Recorded data:
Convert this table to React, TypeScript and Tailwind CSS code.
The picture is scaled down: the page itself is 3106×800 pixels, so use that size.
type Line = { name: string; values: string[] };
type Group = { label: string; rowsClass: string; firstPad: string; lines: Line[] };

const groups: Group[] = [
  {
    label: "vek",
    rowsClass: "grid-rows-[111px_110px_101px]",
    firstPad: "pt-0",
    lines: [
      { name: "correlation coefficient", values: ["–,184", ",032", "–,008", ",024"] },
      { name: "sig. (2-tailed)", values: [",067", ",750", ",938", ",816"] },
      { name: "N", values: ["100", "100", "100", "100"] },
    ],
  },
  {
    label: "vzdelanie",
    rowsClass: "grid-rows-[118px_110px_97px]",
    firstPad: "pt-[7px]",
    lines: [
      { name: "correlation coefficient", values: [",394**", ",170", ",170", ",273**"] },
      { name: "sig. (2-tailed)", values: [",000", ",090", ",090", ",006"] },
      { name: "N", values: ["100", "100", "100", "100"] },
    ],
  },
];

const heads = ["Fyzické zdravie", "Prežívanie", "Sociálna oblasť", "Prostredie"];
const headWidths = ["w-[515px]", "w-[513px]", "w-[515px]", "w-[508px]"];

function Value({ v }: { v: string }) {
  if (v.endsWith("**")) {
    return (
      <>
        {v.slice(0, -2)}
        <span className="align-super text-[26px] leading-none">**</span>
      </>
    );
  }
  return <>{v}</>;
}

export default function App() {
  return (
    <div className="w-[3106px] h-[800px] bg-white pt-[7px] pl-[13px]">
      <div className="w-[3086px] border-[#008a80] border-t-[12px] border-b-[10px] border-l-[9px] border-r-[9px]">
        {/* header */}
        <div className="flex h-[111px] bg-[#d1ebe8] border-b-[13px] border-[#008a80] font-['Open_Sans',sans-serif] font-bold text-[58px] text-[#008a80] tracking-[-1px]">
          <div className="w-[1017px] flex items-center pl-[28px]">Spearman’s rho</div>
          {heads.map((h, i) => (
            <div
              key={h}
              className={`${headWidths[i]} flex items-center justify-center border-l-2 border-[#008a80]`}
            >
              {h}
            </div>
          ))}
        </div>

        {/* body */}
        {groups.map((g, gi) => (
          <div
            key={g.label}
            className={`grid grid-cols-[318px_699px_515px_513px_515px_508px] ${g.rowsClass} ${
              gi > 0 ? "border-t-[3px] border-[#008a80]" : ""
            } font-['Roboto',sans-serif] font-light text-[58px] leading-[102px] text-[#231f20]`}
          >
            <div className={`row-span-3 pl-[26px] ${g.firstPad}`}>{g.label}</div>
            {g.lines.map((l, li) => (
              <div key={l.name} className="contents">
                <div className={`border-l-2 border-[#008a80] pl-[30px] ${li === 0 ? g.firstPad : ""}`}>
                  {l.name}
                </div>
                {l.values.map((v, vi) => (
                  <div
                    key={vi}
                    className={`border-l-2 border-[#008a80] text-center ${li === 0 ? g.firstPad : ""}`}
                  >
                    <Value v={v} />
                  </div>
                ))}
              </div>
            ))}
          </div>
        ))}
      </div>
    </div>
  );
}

Exercise: Set down the lines above as they stand, starting with the first line and ending with the line that contains "string; rowsClass: string;".

Output for this task:
Convert this table to React, TypeScript and Tailwind CSS code.
The picture is scaled down: the page itself is 3106×800 pixels, so use that size.
type Line = { name: string; values: string[] };
type Group = { label: string; rowsClass: string; firstPad: string; lines: Line[] };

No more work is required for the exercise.